Thermal Battery Holds 1.2 Megawatt-Hours of Energy in a 20-Foot Box
It could prove to be far more efficient than traditional lithium-ion alternatives.
A company called CCT Energy Storage just put Lonsdale, South Australia firmly on the map. In late March, the start-up unveiled the very first high-density thermal battery, which out-performs its lithium-ion and lead-acid counterparts many times over.

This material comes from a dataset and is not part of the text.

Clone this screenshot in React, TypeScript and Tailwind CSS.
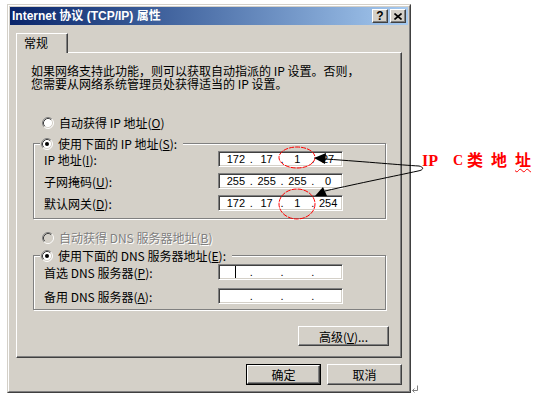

Called a Thermal Energy Device (TED), the modular unit stores electricity as latent heat, which can be converted back into energy on demand.
A standard TED unit can store 1.2 megawatt-hours of power and has a life expectancy of at least 20 years. “After 3,000 cycles of service on the test bench,” CCT’s CEO Serge Bondarenko says it shows no signs of degradation (compared to a lithium-ion battery, which drops 20 percent of its capacity after about 5,000 cycles). “In fact,” Bondarenko adds, “it appears silicon even gets better at storing heat after each cycle.”
TEDs accept any kind of electricity you throw at them—solar, wind, hydro, fossil-fuel, grid-fed—converting and storing that energy at more than 12 times the density of a lead-acid battery and six times the density of lithium-ion. They can charge and discharge concurrently, saving time and wasted energy. Compact and durable, the devices require very little maintenance and are 100 percent recyclable. And perhaps most surprising, they’re cheap: about three-quarters of the cost of an equivalent lithium-ion setup.
CCT—which stands for Climate Change Technologies—designed the units to be easily scalable and just as appropriate for small 5kW applications as they are for entire remote communities, business districts, telecommunications networks, and transport systems requiring “hundreds of megawatts of instantaneous power.”